What is needed → Reply with one number: how many lines contain the word "React".

####################

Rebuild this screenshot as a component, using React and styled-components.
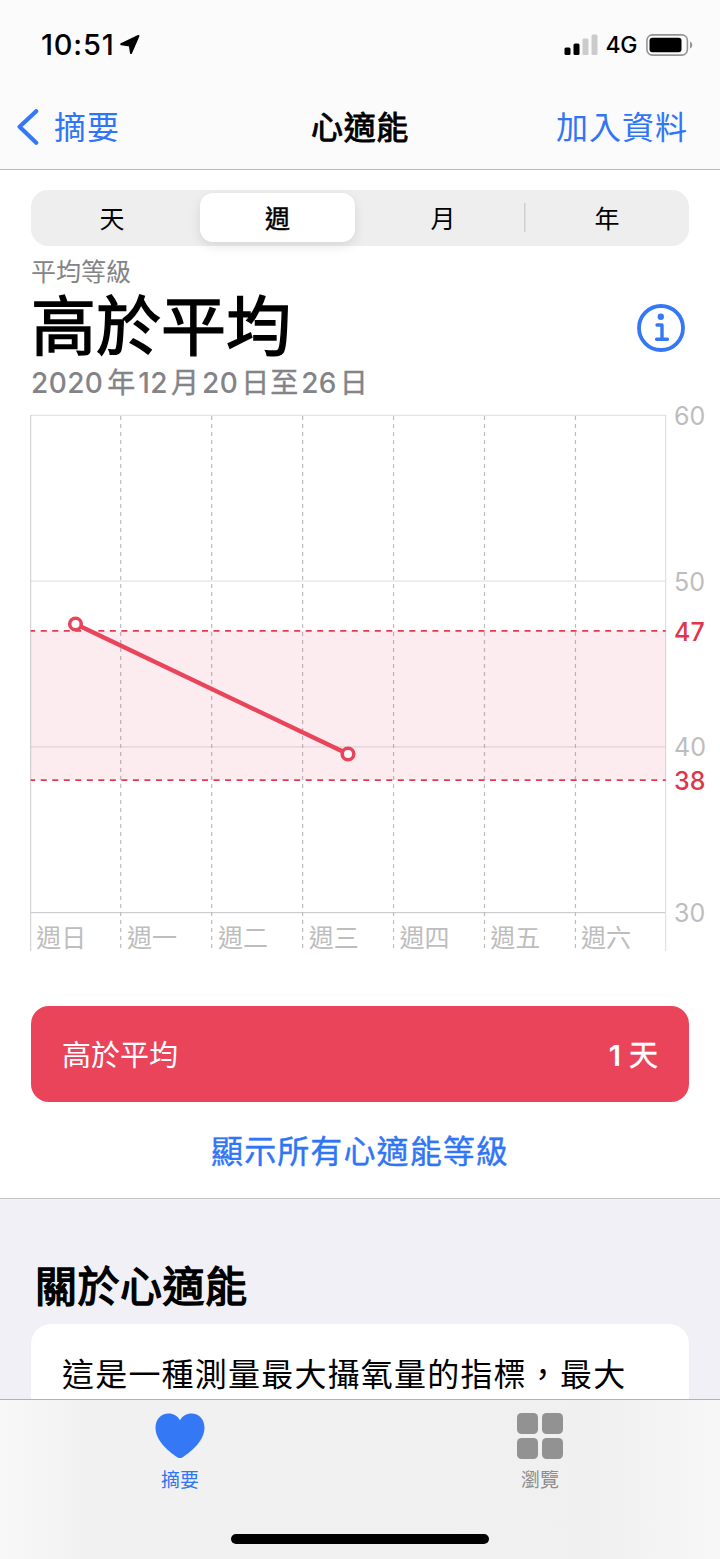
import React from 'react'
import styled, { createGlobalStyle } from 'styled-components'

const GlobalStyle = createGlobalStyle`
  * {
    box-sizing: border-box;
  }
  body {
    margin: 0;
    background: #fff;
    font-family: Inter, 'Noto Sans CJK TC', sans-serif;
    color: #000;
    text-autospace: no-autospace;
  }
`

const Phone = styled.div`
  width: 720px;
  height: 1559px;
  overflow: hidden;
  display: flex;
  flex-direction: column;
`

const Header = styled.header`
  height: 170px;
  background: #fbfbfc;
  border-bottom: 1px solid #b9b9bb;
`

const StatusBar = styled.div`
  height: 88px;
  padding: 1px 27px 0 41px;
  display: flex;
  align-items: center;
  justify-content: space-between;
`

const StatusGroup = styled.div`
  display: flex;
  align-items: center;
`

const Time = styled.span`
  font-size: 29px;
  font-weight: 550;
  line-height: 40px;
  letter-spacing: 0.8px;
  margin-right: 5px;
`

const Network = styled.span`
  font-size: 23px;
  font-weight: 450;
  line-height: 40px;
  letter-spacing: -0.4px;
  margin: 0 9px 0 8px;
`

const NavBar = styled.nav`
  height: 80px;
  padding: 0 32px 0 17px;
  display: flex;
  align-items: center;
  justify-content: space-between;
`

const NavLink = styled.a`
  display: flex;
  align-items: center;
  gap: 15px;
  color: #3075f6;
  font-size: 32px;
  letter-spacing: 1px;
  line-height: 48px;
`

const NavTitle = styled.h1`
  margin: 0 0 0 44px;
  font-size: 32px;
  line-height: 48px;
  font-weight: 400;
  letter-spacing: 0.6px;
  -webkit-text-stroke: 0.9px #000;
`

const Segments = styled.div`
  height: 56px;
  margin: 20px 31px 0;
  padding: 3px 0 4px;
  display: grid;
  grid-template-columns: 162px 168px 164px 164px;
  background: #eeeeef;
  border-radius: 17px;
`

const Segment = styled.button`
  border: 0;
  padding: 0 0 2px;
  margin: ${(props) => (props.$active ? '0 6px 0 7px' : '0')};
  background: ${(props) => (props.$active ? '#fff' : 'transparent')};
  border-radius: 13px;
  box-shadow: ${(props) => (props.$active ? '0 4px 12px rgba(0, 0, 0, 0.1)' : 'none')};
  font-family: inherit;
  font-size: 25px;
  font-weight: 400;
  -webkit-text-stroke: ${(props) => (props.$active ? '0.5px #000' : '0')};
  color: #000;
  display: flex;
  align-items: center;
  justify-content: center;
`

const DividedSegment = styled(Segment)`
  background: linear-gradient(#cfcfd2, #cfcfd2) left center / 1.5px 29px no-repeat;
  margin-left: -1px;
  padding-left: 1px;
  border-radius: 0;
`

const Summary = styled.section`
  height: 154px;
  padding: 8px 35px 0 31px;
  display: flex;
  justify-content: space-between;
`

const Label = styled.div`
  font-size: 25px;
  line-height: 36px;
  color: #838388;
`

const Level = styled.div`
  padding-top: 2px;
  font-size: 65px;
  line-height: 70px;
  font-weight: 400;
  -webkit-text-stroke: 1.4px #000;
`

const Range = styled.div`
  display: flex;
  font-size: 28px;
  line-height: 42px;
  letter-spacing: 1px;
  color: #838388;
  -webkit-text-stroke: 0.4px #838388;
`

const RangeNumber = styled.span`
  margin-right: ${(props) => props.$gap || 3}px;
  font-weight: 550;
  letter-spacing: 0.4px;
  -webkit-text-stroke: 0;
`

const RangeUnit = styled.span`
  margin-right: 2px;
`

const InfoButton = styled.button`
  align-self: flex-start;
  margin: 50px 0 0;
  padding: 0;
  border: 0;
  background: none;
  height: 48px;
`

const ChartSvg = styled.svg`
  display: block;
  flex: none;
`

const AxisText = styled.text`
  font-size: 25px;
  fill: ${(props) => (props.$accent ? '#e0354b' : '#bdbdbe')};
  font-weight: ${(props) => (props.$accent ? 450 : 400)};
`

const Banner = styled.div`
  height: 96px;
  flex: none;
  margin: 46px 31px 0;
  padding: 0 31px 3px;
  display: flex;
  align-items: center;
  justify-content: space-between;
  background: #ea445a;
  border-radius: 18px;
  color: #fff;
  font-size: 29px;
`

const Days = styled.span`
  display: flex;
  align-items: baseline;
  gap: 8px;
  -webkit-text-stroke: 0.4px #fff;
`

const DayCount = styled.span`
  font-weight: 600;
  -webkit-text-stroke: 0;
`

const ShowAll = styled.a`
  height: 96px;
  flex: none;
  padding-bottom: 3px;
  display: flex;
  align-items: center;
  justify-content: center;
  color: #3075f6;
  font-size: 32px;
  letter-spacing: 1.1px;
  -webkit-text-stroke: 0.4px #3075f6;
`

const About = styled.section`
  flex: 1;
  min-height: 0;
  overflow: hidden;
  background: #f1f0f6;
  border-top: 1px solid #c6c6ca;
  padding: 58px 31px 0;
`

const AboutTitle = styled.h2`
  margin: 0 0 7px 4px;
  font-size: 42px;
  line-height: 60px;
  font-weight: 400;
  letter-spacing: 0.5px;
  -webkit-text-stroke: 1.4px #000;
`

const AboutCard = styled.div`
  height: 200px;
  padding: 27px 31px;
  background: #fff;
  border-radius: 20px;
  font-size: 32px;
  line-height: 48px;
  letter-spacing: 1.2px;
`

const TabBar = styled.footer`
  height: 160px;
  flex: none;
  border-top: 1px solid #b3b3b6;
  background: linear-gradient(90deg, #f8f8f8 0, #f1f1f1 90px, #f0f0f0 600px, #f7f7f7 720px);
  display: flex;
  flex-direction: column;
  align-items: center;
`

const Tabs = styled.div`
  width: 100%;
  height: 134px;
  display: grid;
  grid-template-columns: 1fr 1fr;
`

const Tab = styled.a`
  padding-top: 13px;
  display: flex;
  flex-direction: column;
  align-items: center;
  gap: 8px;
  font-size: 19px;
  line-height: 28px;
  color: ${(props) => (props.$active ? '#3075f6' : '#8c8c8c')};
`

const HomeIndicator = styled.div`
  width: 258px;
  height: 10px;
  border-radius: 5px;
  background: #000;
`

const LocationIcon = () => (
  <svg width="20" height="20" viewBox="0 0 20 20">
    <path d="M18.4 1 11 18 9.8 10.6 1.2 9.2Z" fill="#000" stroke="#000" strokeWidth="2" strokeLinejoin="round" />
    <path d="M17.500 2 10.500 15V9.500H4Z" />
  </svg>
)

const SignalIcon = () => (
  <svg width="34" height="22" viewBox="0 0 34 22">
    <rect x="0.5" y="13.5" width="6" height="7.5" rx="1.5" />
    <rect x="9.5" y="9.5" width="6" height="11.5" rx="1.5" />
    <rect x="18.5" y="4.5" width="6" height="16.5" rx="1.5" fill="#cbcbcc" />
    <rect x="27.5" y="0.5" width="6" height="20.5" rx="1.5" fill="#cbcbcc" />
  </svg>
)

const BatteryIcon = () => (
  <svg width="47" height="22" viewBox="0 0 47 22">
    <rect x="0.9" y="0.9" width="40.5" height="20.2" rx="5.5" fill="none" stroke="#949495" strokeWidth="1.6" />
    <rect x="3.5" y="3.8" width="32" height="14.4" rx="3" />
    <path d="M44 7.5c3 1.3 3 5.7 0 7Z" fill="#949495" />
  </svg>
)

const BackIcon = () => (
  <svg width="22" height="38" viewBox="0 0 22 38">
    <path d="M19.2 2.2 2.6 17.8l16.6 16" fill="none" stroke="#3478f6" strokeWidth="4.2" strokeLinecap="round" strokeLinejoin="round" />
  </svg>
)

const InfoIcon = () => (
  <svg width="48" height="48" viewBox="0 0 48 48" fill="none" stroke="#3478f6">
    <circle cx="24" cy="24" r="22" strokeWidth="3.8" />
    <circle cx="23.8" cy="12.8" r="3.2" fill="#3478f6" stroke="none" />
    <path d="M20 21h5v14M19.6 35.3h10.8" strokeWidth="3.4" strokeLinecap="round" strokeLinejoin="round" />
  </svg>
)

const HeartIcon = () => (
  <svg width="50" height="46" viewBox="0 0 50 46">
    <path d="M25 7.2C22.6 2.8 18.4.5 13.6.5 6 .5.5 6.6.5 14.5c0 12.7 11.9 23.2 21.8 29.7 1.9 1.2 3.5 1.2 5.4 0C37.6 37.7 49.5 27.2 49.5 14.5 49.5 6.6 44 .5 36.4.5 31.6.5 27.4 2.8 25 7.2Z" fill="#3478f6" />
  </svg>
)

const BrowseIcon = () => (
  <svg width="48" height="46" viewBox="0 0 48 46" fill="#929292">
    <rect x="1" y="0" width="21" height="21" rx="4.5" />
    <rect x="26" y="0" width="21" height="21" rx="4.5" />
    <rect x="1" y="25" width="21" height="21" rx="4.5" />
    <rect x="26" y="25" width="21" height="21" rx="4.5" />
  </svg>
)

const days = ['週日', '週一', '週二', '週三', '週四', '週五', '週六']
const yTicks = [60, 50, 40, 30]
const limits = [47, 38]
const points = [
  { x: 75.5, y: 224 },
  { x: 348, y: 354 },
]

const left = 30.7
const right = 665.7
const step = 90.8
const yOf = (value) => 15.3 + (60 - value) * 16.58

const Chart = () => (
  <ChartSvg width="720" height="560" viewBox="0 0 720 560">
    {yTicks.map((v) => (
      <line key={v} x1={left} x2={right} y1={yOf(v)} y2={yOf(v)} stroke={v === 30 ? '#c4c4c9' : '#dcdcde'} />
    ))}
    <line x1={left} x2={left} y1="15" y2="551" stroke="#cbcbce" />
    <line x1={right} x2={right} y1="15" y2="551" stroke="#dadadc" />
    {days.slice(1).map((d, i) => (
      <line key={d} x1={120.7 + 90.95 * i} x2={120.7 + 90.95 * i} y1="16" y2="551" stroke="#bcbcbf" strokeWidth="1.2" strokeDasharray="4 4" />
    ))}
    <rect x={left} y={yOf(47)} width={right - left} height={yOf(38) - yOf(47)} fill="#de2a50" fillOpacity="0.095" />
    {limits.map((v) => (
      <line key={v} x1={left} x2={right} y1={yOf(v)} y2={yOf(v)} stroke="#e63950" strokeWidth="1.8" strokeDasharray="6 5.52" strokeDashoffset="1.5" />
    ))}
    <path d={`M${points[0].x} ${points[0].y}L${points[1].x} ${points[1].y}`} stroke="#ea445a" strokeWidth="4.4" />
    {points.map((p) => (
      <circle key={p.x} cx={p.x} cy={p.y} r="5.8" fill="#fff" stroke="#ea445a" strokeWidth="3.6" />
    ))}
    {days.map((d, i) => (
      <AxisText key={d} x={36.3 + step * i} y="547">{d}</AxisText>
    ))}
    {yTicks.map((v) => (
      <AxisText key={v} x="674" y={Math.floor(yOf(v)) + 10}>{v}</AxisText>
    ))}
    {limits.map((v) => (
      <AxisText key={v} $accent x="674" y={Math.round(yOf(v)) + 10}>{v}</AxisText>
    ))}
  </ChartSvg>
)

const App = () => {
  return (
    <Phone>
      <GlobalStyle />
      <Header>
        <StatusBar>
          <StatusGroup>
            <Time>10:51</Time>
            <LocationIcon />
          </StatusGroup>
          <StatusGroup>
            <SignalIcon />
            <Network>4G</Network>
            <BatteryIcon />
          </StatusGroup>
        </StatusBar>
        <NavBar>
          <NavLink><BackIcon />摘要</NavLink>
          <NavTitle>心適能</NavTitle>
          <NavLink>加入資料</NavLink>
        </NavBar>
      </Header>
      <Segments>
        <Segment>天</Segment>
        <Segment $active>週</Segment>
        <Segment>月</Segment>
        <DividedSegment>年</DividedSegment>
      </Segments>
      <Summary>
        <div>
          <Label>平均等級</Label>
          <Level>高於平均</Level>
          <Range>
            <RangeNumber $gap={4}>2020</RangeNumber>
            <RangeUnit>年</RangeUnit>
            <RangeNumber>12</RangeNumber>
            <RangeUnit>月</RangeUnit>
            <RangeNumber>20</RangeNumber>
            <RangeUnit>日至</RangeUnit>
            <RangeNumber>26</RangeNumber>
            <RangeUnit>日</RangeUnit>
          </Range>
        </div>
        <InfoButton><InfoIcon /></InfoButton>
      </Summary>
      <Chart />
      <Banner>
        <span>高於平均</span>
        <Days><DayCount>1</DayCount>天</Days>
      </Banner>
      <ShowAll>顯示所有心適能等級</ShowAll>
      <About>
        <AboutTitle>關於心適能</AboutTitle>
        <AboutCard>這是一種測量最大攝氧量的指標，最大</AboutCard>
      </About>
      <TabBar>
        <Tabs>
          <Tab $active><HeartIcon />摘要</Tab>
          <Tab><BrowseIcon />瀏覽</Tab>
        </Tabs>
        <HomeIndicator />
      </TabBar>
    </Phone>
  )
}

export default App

####################

Solution below → 2